Why AI and robotics in service of our bio-psycho-social needs

Piers Bishop · December 5, 2018

Just recently the Head of People Analytics at the National Australia Bank pointed out on LinkedIn how much value people analytics will add when it ‘grows up’. In this view the analytics team in most firms is a toddler right now, but it will grow. As a grumpy teenager it will have the basics sorted out but will have trouble correlating HR data with business outcomes. However, when it is a mature adult it will be ‘the hub of all things data, insights and measurement in one place to help inform decision making and drive actions’.

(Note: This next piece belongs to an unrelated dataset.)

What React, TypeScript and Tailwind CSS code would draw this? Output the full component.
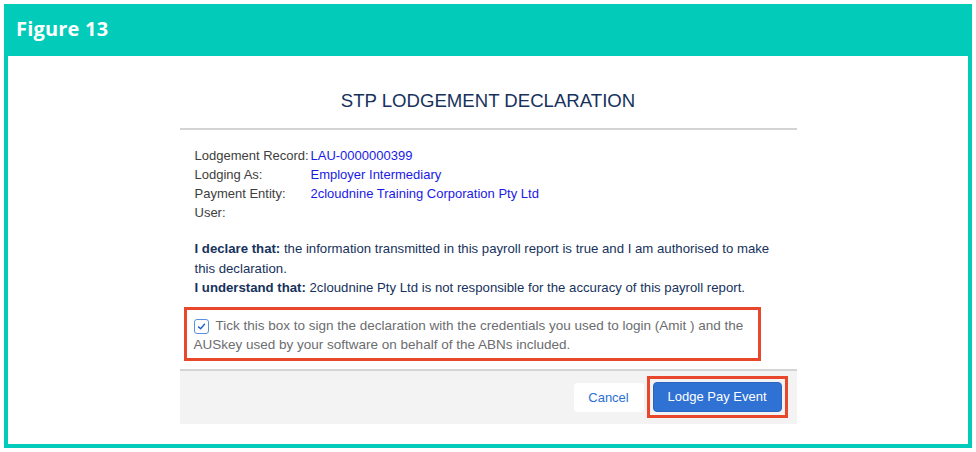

This model of slow and lumbering change may look likely from the point of view of a large employer, but things are very different in the hotbed of progress that is the start-up or scale-up business. At the #thisishr meet up on Tuesday we heard how new companies in the disruptive technology sector are starting life as fully-formed adults with data coming out of their ears. Patrick Caldwell of FinTech disrupter Fundapps described their ‘tech stack’ of HR and communication applications, and it was hard to see what there is left for the human beings in the company to do – apart of course from trying to integrate and make sense of the massive amounts of data the tech stack provides.

This very third-world and rather recursive problem, of needing to find automated ways to analyse the data our technology automatically produces, is one of the main drivers behind the AI revolution. While we at WeThrive are slightly skeptical about some of the claims already being made for AI, we are investing in machine learning and analysis as we are certain it will enhance the already smart algorithms that drive the analysis and action planning in WeCoach and WeLearn. However, there are things we will not do.

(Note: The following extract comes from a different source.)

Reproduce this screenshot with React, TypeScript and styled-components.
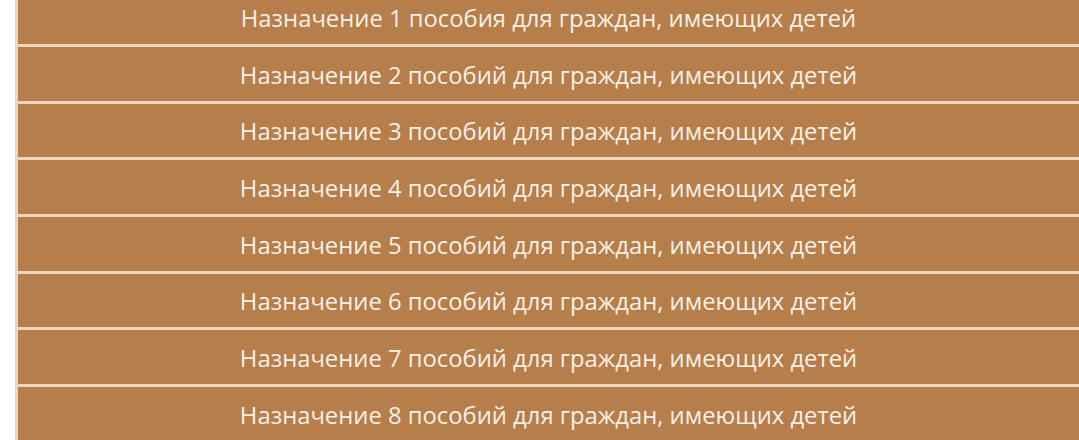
import React from "react";
import styled, { createGlobalStyle } from "styled-components";

const Global = createGlobalStyle`
  html, body { margin: 0; padding: 0; background: #ffffff; overflow: hidden; }
  body { font-family: "Open Sans", "Noto Sans", sans-serif; }
`;

const Page = styled.div`
  padding-left: 15px;
  margin-top: -9.7px;
`;

const List = styled.ul`
  list-style: none;
  margin: 0;
  padding: 0;
  border-left: 3px solid #e9d4bd;
  display: flex;
  flex-direction: column;
`;

const Item = styled.li`
  box-sizing: content-box;
  height: 51.67px;
  padding-top: 2px;
  border-bottom: 3px solid #e9d4bd;
  background: #b57e4a;
  color: #f8f0e6;
  display: flex;
  align-items: center;
  justify-content: center;
  font-size: 23.8px;
  letter-spacing: 0;
`;

const items = [
  "Назначение 1 пособия для граждан, имеющих детей",
  "Назначение 2 пособий для граждан, имеющих детей",
  "Назначение 3 пособий для граждан, имеющих детей",
  "Назначение 4 пособий для граждан, имеющих детей",
  "Назначение 5 пособий для граждан, имеющих детей",
  "Назначение 6 пособий для граждан, имеющих детей",
  "Назначение 7 пособий для граждан, имеющих детей",
  "Назначение 8 пособий для граждан, имеющих детей",
];

export default function App() {
  return (
    <>
      <Global />
      <Page>
        <List>
          {items.map((t) => (
            <Item key={t}>{t}</Item>
          ))}
        </List>
      </Page>
    </>
  );
}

The dark side to AI and robotics

As Edward Houghton, Head of Research at the CIPD, pointed out last week at the Access Group conference in London, it is clear that AI and robotics have a dark side. How that will play out we don’t yet know, but as I see it the problem is not just that they might collapse the jobs market as almost every task except plumbing is taken over by a machine; not just because they might create a master-race sub-species of cyborg-like enhanced humans who never die; not even because the machines will very soon be faster and cleverer than us in almost every sphere of cognitive activity.

My concern is simply that the creators of AI, and in time AI itself, will do things because they are exciting, or just because they can be done, without thinking of the implications for our species. Many could be benign – low-cost always-on attendants for our increasing numbers of frail elderly people for example – but when the academics have done their work and commercial outcomes become the main driver for AI and robotics development, the results may be less philanthropic.

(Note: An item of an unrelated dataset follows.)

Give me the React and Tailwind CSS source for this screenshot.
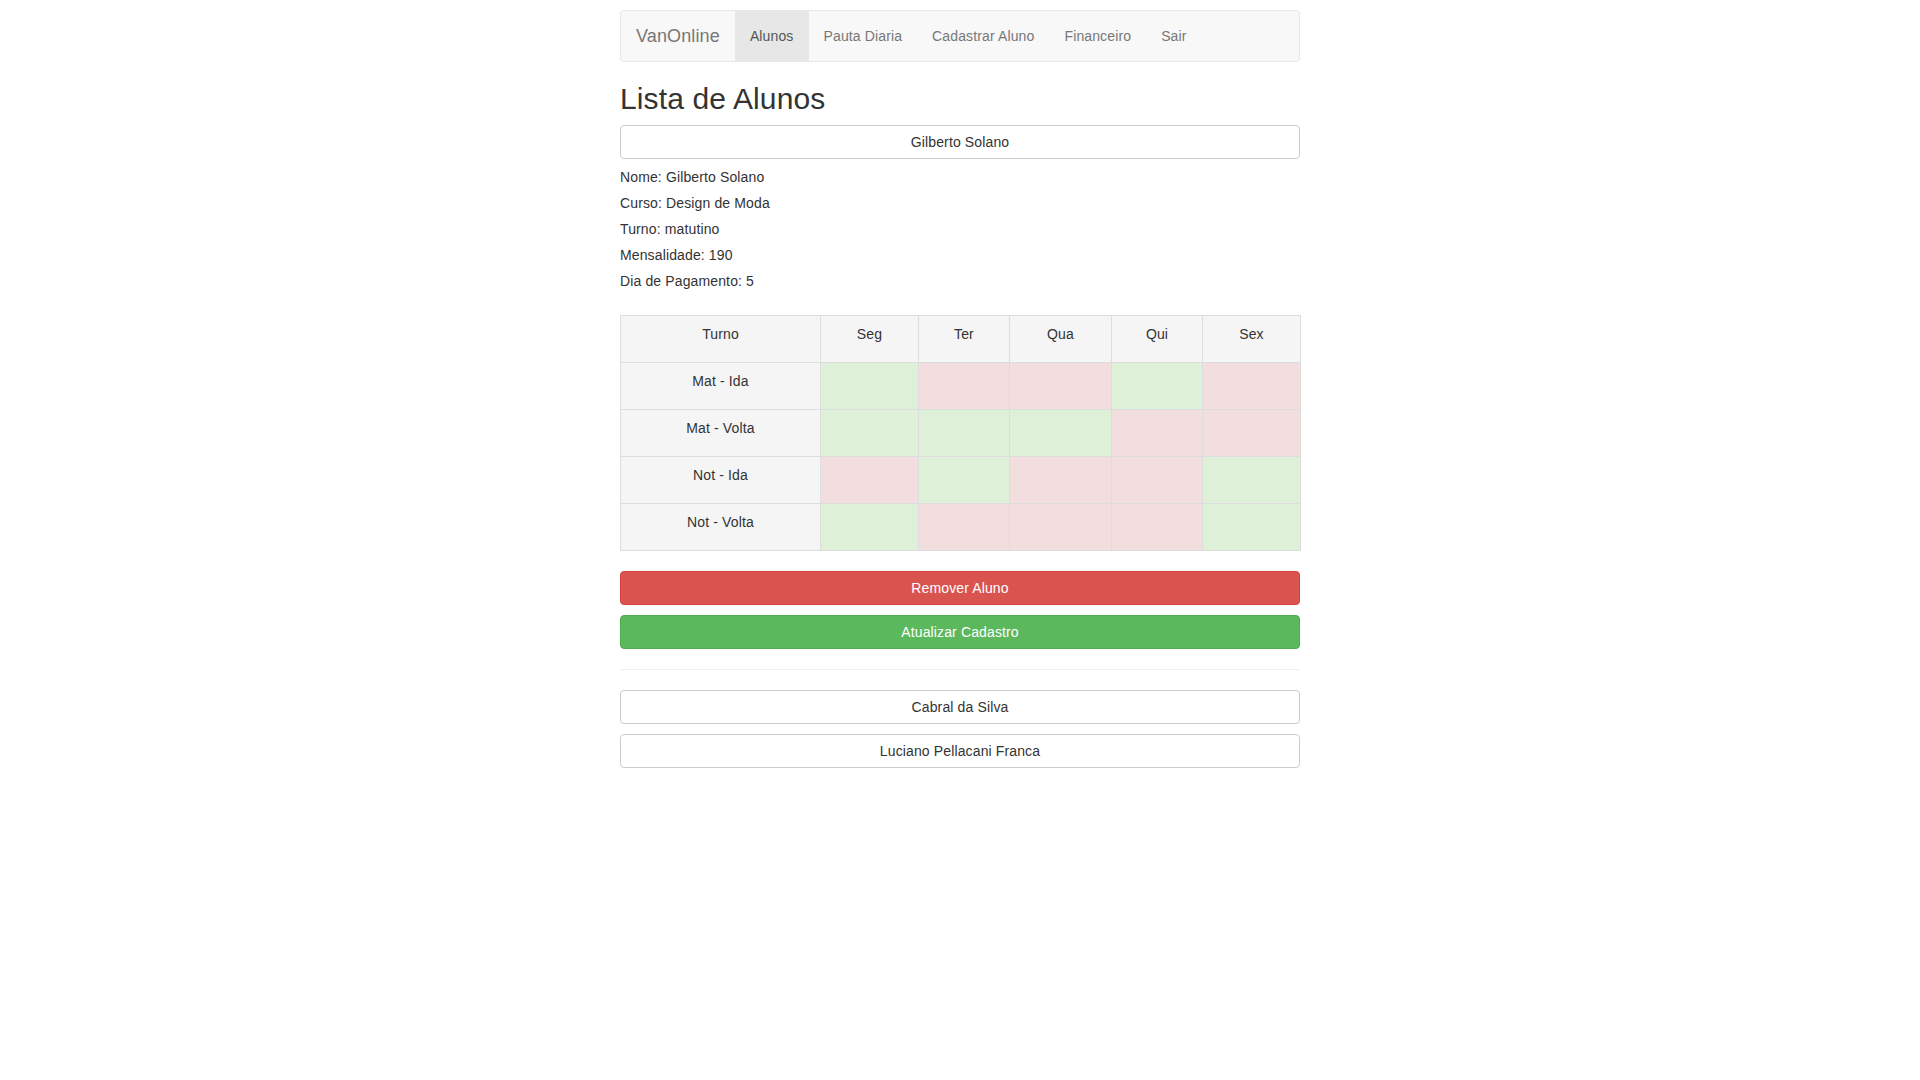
import { useState } from "react";

const dias = ["Seg", "Ter", "Qua", "Qui", "Sex"];
const larguras = ["w-[98px]", "w-[91px]", "w-[102px]", "w-[91px]", "w-[98px]"];

const pauta = [
  { turno: "Mat - Ida", dias: [true, false, false, true, false] },
  { turno: "Mat - Volta", dias: [true, true, true, false, false] },
  { turno: "Not - Ida", dias: [false, true, false, false, true] },
  { turno: "Not - Volta", dias: [true, false, false, false, true] },
];

const links = ["Alunos", "Pauta Diaria", "Cadastrar Aluno", "Financeiro", "Sair"];

export default function App() {
  const [ativo] = useState("Alunos");

  return (
    <div className="min-h-screen bg-white text-[14px] tracking-[0.13px] text-[#333] font-['Liberation_Sans',Arial,sans-serif]">
      <div className="w-[680px] mx-auto pt-[10px]">

        {/* NAVBAR */}
        <nav className="flex h-[52px] bg-[#f8f8f8] border border-[#e7e7e7] rounded-[4px]">
          <span className="px-[15px] py-[15px] text-[18px] leading-[20px] text-[#777]">
            VanOnline
          </span>
          {links.map((l) => (
            <a
              key={l}
              className={
                l === ativo
                  ? "px-[15px] py-[15px] leading-[20px] bg-[#e7e7e7] text-[#555]"
                  : "px-[15px] py-[15px] leading-[20px] text-[#777]"
              }
            >
              {l}
            </a>
          ))}
        </nav>

        <h2 className="mt-[20px] mb-[10px] text-[30px] leading-[33px] font-normal text-[#333]">
          Lista de Alunos
        </h2>

        <button className="w-full h-[34px] bg-white border border-[#ccc] rounded-[4px] text-[#333]">
          Gilberto Solano
        </button>

        {/* DADOS */}
        <div className="mt-[5px]">
          <div className="leading-[26px]">Nome: Gilberto Solano</div>
          <div className="leading-[26px]">Curso: Design de Moda</div>
          <div className="leading-[26px]">Turno: matutino</div>
          <div className="leading-[26px]">Mensalidade: 190</div>
          <div className="leading-[26px]">Dia de Pagamento: 5</div>
        </div>

        {/* PAUTA */}
        <table className="w-full mt-[21px] border-collapse table-fixed">
          <thead>
            <tr>
              <th className="w-[200px] h-[47px] align-top pt-[8px] px-[8px] border border-[#ddd] bg-[#f5f5f5] font-normal leading-[20px]">
                Turno
              </th>
              {dias.map((d, i) => (
                <th
                  key={d}
                  className={`${larguras[i]} h-[47px] align-top pt-[8px] px-[8px] border border-[#ddd] bg-[#f5f5f5] font-normal leading-[20px]`}
                >
                  {d}
                </th>
              ))}
            </tr>
          </thead>
          <tbody>
            {pauta.map((r) => (
              <tr key={r.turno}>
                <td className="h-[47px] align-top pt-[8px] px-[8px] border border-[#ddd] bg-[#f5f5f5] text-center leading-[20px]">
                  {r.turno}
                </td>
                {r.dias.map((v, i) => (
                  <td
                    key={i}
                    className={
                      v
                        ? "h-[47px] border border-[#ddd] bg-[#dff0d8]"
                        : "h-[47px] border border-[#ddd] bg-[#f2dede]"
                    }
                  ></td>
                ))}
              </tr>
            ))}
          </tbody>
        </table>

        <button className="w-full h-[34px] mt-[20px] bg-[#d9534f] border border-[#d43f3a] rounded-[4px] text-white">
          Remover Aluno
        </button>
        <button className="w-full h-[34px] mt-[10px] bg-[#5cb85c] border border-[#4cae4c] rounded-[4px] text-white">
          Atualizar Cadastro
        </button>

        <hr className="mt-[20px] mb-[20px] border-0 border-t border-[#eee]" />

        <button className="w-full h-[34px] bg-white border border-[#ccc] rounded-[4px] text-[#333]">
          Cabral da Silva
        </button>
        <button className="w-full h-[34px] mt-[10px] bg-white border border-[#ccc] rounded-[4px] text-[#333]">
          Luciano Pellacani Franca
        </button>

      </div>
    </div>
  );
}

The left-brain and the right-brain and why both matter

In The Master and His Emissary, a masterful examination of the divided nature of human thought, the psychiatrist and philosopher Ian McGilchrist shows how the left-brain – right-brain partnership makes our complex behaviour possible, but also how the left-side of human nature, which calculates the percentages and chases the profit, has come to dominate our lives. Please read this book.

McGilchrist intended the book partly as a warning of what might come if we neglect our wider nature in favour of the mechanisms and transactions that are the left brain’s only concerns, but when he wrote it he could not have foreseen the way AI is shaping up as a new, unbelievably powerful and potentially quite mercenary adjunct to the left brain – for that is what AI will be if its priorities are set by shareholders.

Even without AI, McGilchrist says that our precise, logical way of thinking is seriously distorting our thought and our lives, coming at the expense of wider vision and experience of the real world. AI is not yet as advanced as the press makes out, though, so there is still an opportunity to grasp the agenda and decide how we want to use it. So here’s our position…

The part AI and robotics can play

Humankind has a dual nature: part-thinker and part-based in the real world of fuzzy and imprecise emotional and physical experience. Consequently we have biological, psychological and social needs as well as cognitive ones, and we should not pretend otherwise.

We should use AI and robotics only in the service of human bio-psycho-social needs, and resist any temptation to make life more ‘efficient’ at their expense. AI and robotics have the potential to create a treadmill for our species that would make the worst excesses of production-line working and ‘scientific’ management look like a toddlers’ picnic, and we must resist that whatever happens.

WeThrive is already working on AI to make our service even better. This means improving the interpretation of results, automatically summarising free-text data, making our action plans even more useful, and providing even better-targeted resources to help managers do the key work of nurturing the people they look after. Will we go further? Possibly – there are many ideas emerging that might be very useful to organisations. But there is a line: any development that does not help meet the innate bio-psycho-social needs of the human being is out. WeThrive came into being to help people have a better experience of work – and, consequently, to improve productivity, collaboration, retention, engagement and all the other key performance metrics that businesses care about.

Employee engagement tools like WeThrive help create huge increases in productivity because people are less stressed and more able to get on with their jobs. That’s a win-win that serves both sides of the human being.